Les échappées dansées de Tina Merandon samedi 24 octobre 2009, par Christian Gattinoni
Tina Merandon s’est d’abord consacrée à des corps solitaires et désaffectés en situation de travail. Depuis cette première série, elle se donne au contraire toutes les opportunités de mettre en images des rencontres de corps qui se trouvent affectés de la confrontation, du face – à – face.
Elle a ainsi mis en scène l’intimité des corps amoureux, ses couples se trouvent dans la plus grande proximité où le peau à peau se joue des vêtements partiellement ôtés, comme des tendresses esquissées qui sont autant promesses que caresses. Malgré certaines tensions, les corps semblent figés par le bien être même de ce partage. Dans deux séries plus récentes, celles des petits lutteurs, jeunes garçons et petites filles, elle a trouvé avec une distance légèrement plus grande à ses modèles le vocabulaire gestuel de ses chorégraphies potentielles. À peine au – delà du combat simulé et ainsi juste en deçà d’une danse qui ne veut faire unisson.
En l’invitant à résidence pour ses Photaumnales 2009, Beauvais lui demandait d’explorer la ville sur le thème des « Quartiers libres ». Le livre et l’exposition éponyme qui en résultent poursuivent cette quête de mouvements, en antagonisme ou synergie, cherchant dans cette chorégraphie toujours mieux assumée une possibilité d’échappée hors des matières de la cité. Celles-ci se trouvent amorcées en ouverture par une surface peinte ou plutôt violemment taguée de jets de peinture, comme un rideau qui s’ouvre sur la scène urbaine.
Si les duos sont les plus nombreux, plusieurs groupes de trois protagonistes se trouvent aussi scénographiés, quatre personnages solitaires dans l’image se confrontent, en réaction directe à des matériaux ou décors de la ville. La dernière jeune fille trouve son propre élan par de là un grillage qui lui permet de retrouver une nature d’un vert idyllique. Cette trajectoire globale d’Escape est contredite par la reprise en 4° de couverture d’un combat ou de sa simulation dans la terre d’un terril.
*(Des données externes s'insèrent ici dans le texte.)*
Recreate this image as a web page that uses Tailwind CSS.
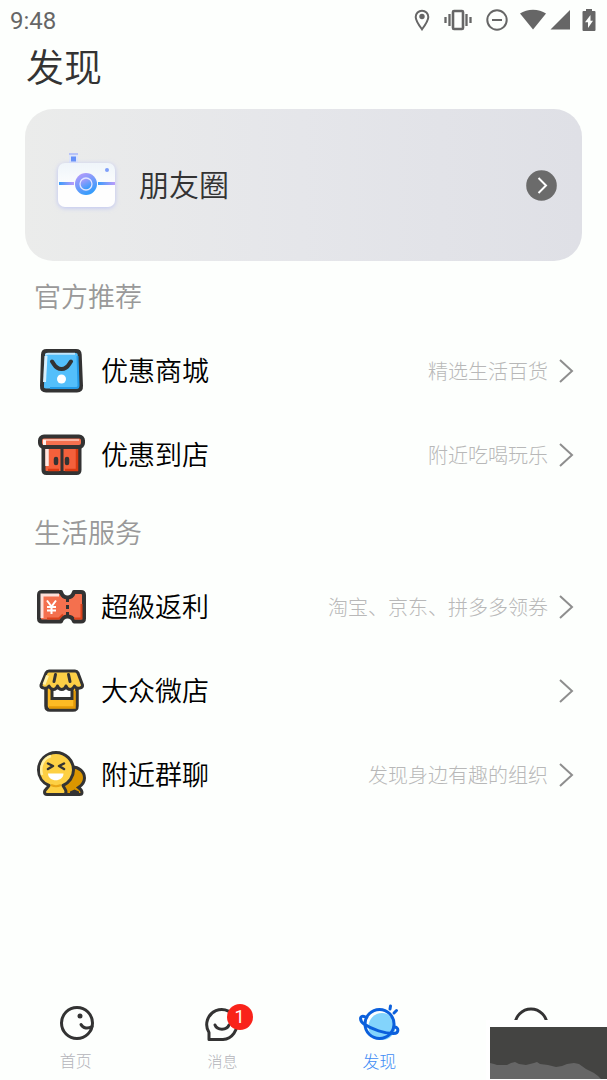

Dans sa préface, Yan Ciret considère ces luttes et jeux dansés comme un pur langage : « C’est une communication muette, en langue des signes, où chacun essaie de faire de l’autre un alter ego, un double, un gémeau stellaire. » Ce qui se partage là est en effet ce qui unit habituellement ceux qui participent à quelque activité sportive ou ludique. Suivant les images, on pense à des passes de basket, à des séquences de quelque sport de combat sans les accessoires ni la compétitivité, ou encore à des entraînements de tai-chi. Le chorégraphe Rachid Oumradane a ainsi dans « Surface de réparation » fait danser de jeunes champions en poussant à l’excès leurs mouvements jusqu’à une forme et un tempo dansés. Les rythmes chez la photographe proviennent du montage en succession des images. Dans le sentiment de vitesse en suspension comme dans le choc des entités corporelles, on pense aussi au premier Wim Van de Keybus, celui qui après avoir posé pour Mapplethorpe mettait en scène « Ce dont le corps ne se souvient pas ». Lorsque le décor de la ville du Nord se fait plus présent avec ses murs de briques, on repense au même danseur se produisant dans la vidéo-danse de Jan Fabre « Body, little body on the wall ».
Pour être tout à fait complet dans ces approches comparatives, ce travail apparaît aux antipodes de la froideur technologique des envolées des danseurs saisis par Loïs Greenfield en noir et blanc à l’acmé de leur saut. Il n’y a pas chez Tina Merandon d’apogée du beau moment, mais elle sait au contraire nous faire partager par ses cadrages le sentiment de surprendre une action en cours. La gestuelle est toujours juste, mais moins que la tension entre les corps.